Suara.com - Ahli hukum tata negara Yusril Ihza Mahendra mengatakan penundaan Pemilu 2024 itu hanya mungkin mendapatkan keabsahan dan legitimasi jika dilakukan dengan menempuh tiga cara.
Cara tersebut pertama dengan Amandemen UUD 45; kedua, Presiden mengeluarkan Dekrit sebagai sebuah tindakan revolusioner; dan ketiga menciptakan konvensi ketatanegaraan (constitutional convention) yang dalam pelaksanaannya diterima dalam praktik penyelenggaraan negara.
"Ketiga cara ini sebenarnya berkaitan dengan perubahan konstitusi, yang dilakukan secara normal menurut prosedur yang diatur dalam konstitusi itu sendiri, atau cara-cara tidak normal melalui sebuah revolusi hukum, dan terakhir adalah perubahan diam-diam terhadap konstitusi melalui praktik, tanpa mengubah sama sekali teks konstitusi yang berlaku," kata Yusril dalam keterangan persnya, Minggu (27/2/2022).
Menurut dia, dasar paling kuat untuk memberikan legitimasi pada penundaan Pemilu dan sebagai konsekuensinya adalah perpanjangan sementara masa jabatan Presiden dan Wakil Presiden, MPR, DPR, DPD dan DPRD adalah dengan cara melakukan perubahan atau amandemen terhadap UUD 45.
Prosedur perubahan konstitusi sudah diatur dalam Pasal 37 UUD 45, Pasal 24 sampai Pasal 32, UU Nomor 17 Tahun 2014 tentang MPR, DPR, DPD dan DPRD sebagaimana telah diubah, terakhir dengan UU Nomor 13 Tahun 2019, serta Peraturan Tata Tertib MPR.
"Apa yang perlu diubah sebenarnya bukanlah mengubah pasal-pasal UUD 45 yang ada sekarang secara harfiah, tetapi menambahkan pasal baru dalam UUD 45 terkait dengan pemilihan umum," katanya.
Jalan kedua, di luar mengubah UUD 45 adalah Presiden mengeluarkan Dekrit menunda pelaksanaan pemilu dan sekaligus memperpanjang masa jabatan semua pejabat yang menurut UUD 45 harus diisi dengan pemilu.
"Dekrit adalah sebuah revolusi hukum, yang keabsahannya harus dilihat secara post-factum," ucapnya.
Pertanyaannya sekarang, apakah Presiden Jokowi akan memilih mengeluarkan Dekrit menunda Pemilu dan memperpanjang masa jabatan semua penyelenggara negara termasuk dirinya, yang menurut UUD 45 harus diisi melalui Pemilu?
Baca Juga: Soal Usulan Penundaan Pemilu 2024, Ketum Demokrat AHY Tolak Keras: Demokrasi Harusnya Kita Jaga
"Dugaan saya Presiden Joko Widodo tidak akan melakukan itu.

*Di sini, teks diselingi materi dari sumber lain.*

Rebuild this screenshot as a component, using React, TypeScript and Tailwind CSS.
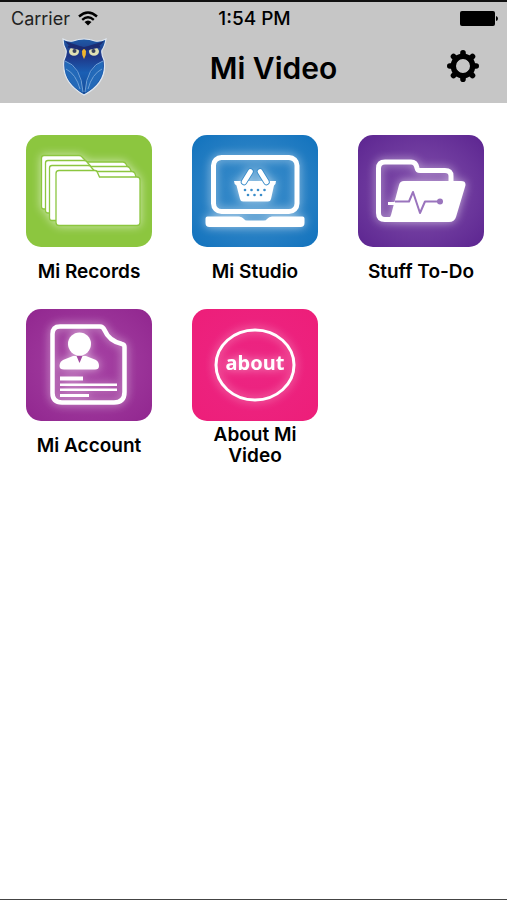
import React from 'react';

type Tile = {
  label: string;
  color: string;
  icon: React.ReactNode;
};

const GLOW = 'h-full w-full drop-shadow-[0_0_5px_rgba(255,255,255,0.6)]';

const RecordsIcon = () => (
  <svg viewBox="0 0 126 112" className={GLOW} fill="#fff" stroke="#8cc63f" strokeWidth="1.300" aria-hidden="true">
    <path d="M18 20.500H53Q55 20.500 56 22L61 27H97Q99 27 100 29L102 33V74H18Q15.500 74 15.500 71.500V23Q15.500 20.500 18 20.500Z" />
    <path d="M22 25.500H58Q60 25.500 61 27L65 31.500H101Q103 31.500 104 33.500L106 38V78H22Q19.500 78 19.500 75.500V28Q19.500 25.500 22 25.500Z" />
    <path d="M26 30.500H62Q64 30.500 65 32L69 36.500H106Q108 36.500 109 38.500L110 42V85.500H26Q23.500 85.500 23.500 83V33Q23.500 30.500 26 30.500Z" />
    <path d="M33 35.500H69Q71 35.500 71.500 37.500L73.500 42H111Q114 42 114 45V87.500Q114 90.500 111 90.500H33Q30 90.500 30 87.500V38.500Q30 35.500 33 35.500Z" />
  </svg>
);

const StudioIcon = () => (
  <svg viewBox="0 0 126 112" className={GLOW} fill="#fff" aria-hidden="true">
    <rect x="21.500" y="22.500" width="83.500" height="54" rx="8" fill="none" stroke="#fff" strokeWidth="5" />
    <path d="M15.500 81.500H47Q50 81.500 52 84Q53 85.500 55 85.500H72Q74 85.500 75 84Q77 81.500 80 81.500H110.500Q112.500 81.500 112.500 83.500V88Q112.500 92 108.500 92H17.500Q13.500 92 13.500 88V83.500Q13.500 81.500 15.500 81.500Z" />
    <path d="M42 46H84Q84 49 82 50.500L79 64Q78.500 66.500 76 66.500H51Q48.500 66.500 48 64L44.500 50.500Q42 49 42 46Z" />
    <path d="M52 47L58.500 36.500M68 36.500L74.500 47" stroke="#3a8dca" strokeWidth="6.500" strokeLinecap="round" />
    <path d="M52 47L58.500 36.500M68 36.500L74.500 47" stroke="#fff" strokeWidth="4.800" strokeLinecap="round" />
    <g fill="#3a8dca">
      <circle cx="53" cy="55" r="1.300" />
      <circle cx="59.500" cy="55" r="1.300" />
      <circle cx="66" cy="55" r="1.300" />
      <circle cx="72.500" cy="55" r="1.300" />
      <circle cx="56" cy="60" r="1.300" />
      <circle cx="62.500" cy="60" r="1.300" />
      <circle cx="69" cy="60" r="1.300" />
    </g>
  </svg>
);

const TodoIcon = () => (
  <svg viewBox="0 0 126 112" className={GLOW} fill="none" aria-hidden="true">
    <path
      d="M93 46V41Q93 35.500 87 35.500H62Q59.500 35.500 59 33Q58 27 53 27H27Q20.500 27 20.500 33.500V78Q20.500 84.500 27 84.500H40"
      stroke="#fff"
      strokeWidth="5"
    />
    <path d="M46 46H103Q109 46 107 52L98 82Q96.500 87 91 87H25Q31 86 33 80L41 50Q42 46 46 46Z" fill="#fff" />
    <path d="M30 68.500H39" stroke="#fff" strokeWidth="3" />
    <path d="M37 66.500H51L55 57L62 78L67 66.500H81" stroke="#9a74bd" strokeWidth="2" strokeLinejoin="round" />
    <circle cx="82" cy="66.500" r="3" fill="#9a74bd" />
  </svg>
);

const AccountIcon = () => (
  <svg viewBox="0 0 126 112" className={GLOW} fill="#fff" aria-hidden="true">
    <path
      d="M34 17.500H74Q77 17.500 78.500 21Q83 32 96 35Q98.500 35.500 98.500 38V83Q98.500 93.500 88 93.500H36Q26.500 93.500 26.500 84V25Q26.500 17.500 34 17.500Z"
      fill="none"
      stroke="#fff"
      strokeWidth="4.500"
    />
    <circle cx="53.500" cy="35" r="11.500" />
    <path d="M47 47H60L70 51Q73 53 73 57Q73 60.500 69 60.500H38Q33.500 60.500 33.500 57Q33.500 53 37 51Z" />
    <path d="M50.500 47H56.500L53.500 54Z" fill="#a349a0" />
    <rect x="34" y="67.500" width="23" height="4" />
    <rect x="34" y="74.500" width="57" height="2.500" />
    <rect x="34" y="79.500" width="57" height="2.500" />
    <rect x="34" y="85" width="29" height="3" />
  </svg>
);

const AboutIcon = () => (
  <svg viewBox="0 0 126 112" className={GLOW} aria-hidden="true">
    <ellipse cx="63" cy="56" rx="39" ry="35" fill="none" stroke="#fff" strokeWidth="3" />
    <text x="63" y="61" textAnchor="middle" fill="#fff" fontFamily="'Noto Sans', sans-serif" fontWeight="700" fontSize="20">
      about
    </text>
  </svg>
);

const OwlLogo = () => (
  <svg viewBox="0 0 48 58" className="h-[58px] w-[48px] shrink-0" role="img" aria-label="Owl logo">
    <defs>
      <linearGradient id="owlBody" x1="0" y1="0" x2="0" y2="1">
        <stop offset="0" stopColor="#1f5aa6" />
        <stop offset="0.300" stopColor="#1f3585" />
        <stop offset="0.600" stopColor="#1a5fb4" />
        <stop offset="1" stopColor="#164a96" />
      </linearGradient>
    </defs>
    <path
      d="M3 1Q8 4 13 3Q24-1 35 3Q40 4 46 1Q45 8 42 12Q41 16 44 22Q48 44 24 57Q1 44 4 22Q7 16 6 12Q3 7 3 1Z"
      fill="url(#owlBody)"
      stroke="#dfe7f0"
      strokeWidth="1.200"
    />
    <path d="M5 3Q16 7 24 9Q32 7 44 3Q40 9 32 10L24 14L16 10Q9 9 5 3Z" fill="#1b2c72" />
    <path d="M5 23Q20 30 23 55Q3 44 5 23ZM43 23Q28 30 25 55Q45 44 43 23Z" fill="#2369b8" />
    <path
      d="M5 23Q21 28 23 54M6 31Q16 36 20 51M43 23Q27 28 25 54M42 31Q32 36 28 51"
      fill="none"
      stroke="#6fa0d6"
      strokeWidth="1"
    />
    <ellipse cx="14" cy="13.500" rx="5" ry="4.300" fill="#e0e0b4" />
    <ellipse cx="34" cy="13.500" rx="5" ry="4.300" fill="#e0e0b4" />
    <circle cx="14.500" cy="13" r="2" fill="#38405c" />
    <circle cx="33.500" cy="13" r="2" fill="#38405c" />
    <path d="M8 8.500L20 11M40 8.500L28 11" stroke="#1b2c72" strokeWidth="2" />
    <path d="M22 13Q24 9 26 13Q26.500 17 24 21Q21.500 17 22 13Z" fill="#f0b52e" />
  </svg>
);

const WifiIcon = () => (
  <svg viewBox="0 0 20 15" className="h-[15px] w-5" fill="none" stroke="#000" strokeWidth="2.400" aria-hidden="true">
    <path d="M1 5.500Q10-2.500 19 5.500M4.200 8.800Q10 3.800 15.800 8.800" />
    <path d="M6.500 11Q10 8 13.500 11L10 14.500Z" fill="#000" stroke="none" />
  </svg>
);

const BatteryIcon = () => (
  <svg viewBox="0 0 38 15" className="h-[15px] w-[38px]" role="img" aria-label="Battery full">
    <rect width="35" height="15" rx="2" />
    <path d="M36 5Q38 5.500 38 7.500Q38 9.500 36 10Z" />
  </svg>
);

const GearIcon = () => (
  <svg viewBox="0 0 32 32" className="h-8 w-8" fill="none" stroke="#000" aria-hidden="true">
    <circle cx="16" cy="16" r="9.700" strokeWidth="5.400" />
    <path
      d="M16 2.800V6M16 26V29.200M2.800 16H6M26 16H29.200M6.500 6.500L9 9M23 23L25.500 25.500M6.500 25.500L9 23M23 9L25.500 6.500"
      strokeWidth="5.600"
      strokeLinecap="round"
    />
  </svg>
);

const tiles: Tile[] = [
  { label: 'Mi Records', color: 'bg-[#8cc63f]', icon: <RecordsIcon /> },
  { label: 'Mi Studio', color: 'bg-radial from-[#3d90cc] to-[#0f72bd]', icon: <StudioIcon /> },
  { label: 'Stuff To-Do', color: 'bg-radial from-[#8450ad] to-[#5c2490]', icon: <TodoIcon /> },
  { label: 'Mi Account', color: 'bg-radial from-[#a743a5] to-[#91268f]', icon: <AccountIcon /> },
  { label: 'About Mi Video', color: 'bg-radial from-[#ec2583] to-[#ed1e79]', icon: <AboutIcon /> },
];

const TileButton: React.FC<{ tile: Tile }> = ({ tile }) => (
  <button type="button" className="flex flex-col items-center">
    <span className={`block aspect-[126/112] w-full overflow-hidden rounded-[15px] ${tile.color}`}>{tile.icon}</span>
    <span className="flex h-12 max-w-28 items-center text-center text-[19px] leading-[21px] font-semibold">
      {tile.label}
    </span>
  </button>
);

export default function App() {
  return (
    <div className="flex min-h-screen flex-col border-b border-[#444] bg-white font-['Inter',sans-serif] text-black">
      <header className="border-t-2 border-[#111] bg-[#c6c6c6]">
        <div className="grid h-[33px] grid-cols-3 items-center pr-[9px] pl-[11px] text-lg">
          <span className="flex items-center gap-2 text-[#222]">
            Carrier
            <WifiIcon />
          </span>
          <span className="text-center text-[19px] font-medium">1:54 PM</span>
          <span className="flex justify-end">
            <BatteryIcon />
          </span>
        </div>
        <div className="flex h-[68px] items-start justify-between pt-[3px] pr-[28px] pl-[60px]">
          <OwlLogo />
          <h1 className="pt-[10px] text-[30px] leading-10 font-semibold">Mi Video</h1>
          <button type="button" aria-label="Settings" className="flex h-14 w-10 items-center justify-end">
            <GearIcon />
          </button>
        </div>
      </header>
      <main className="grid grid-cols-3 gap-x-10 gap-y-[14px] pt-8 pr-[23px] pl-[26px]">
        {tiles.map((tile) => (
          <TileButton key={tile.label} tile={tile} />
        ))}
      </main>
    </div>
  );
}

Risiko politiknya terlalu besar," katanya.
Jalan ketiga untuk menunda Pemilu dan memperpanjang masa jabatan para penyelenggara negara adalah dengan menciptakan konvensi ketatanegaraan atau constitutional convention.
"Perubahan bukan dilakukan terhadap teks konstitusi, UUD 45, melainkan dilakukan dalam praktik penyelenggaraan negara," kata Yusril.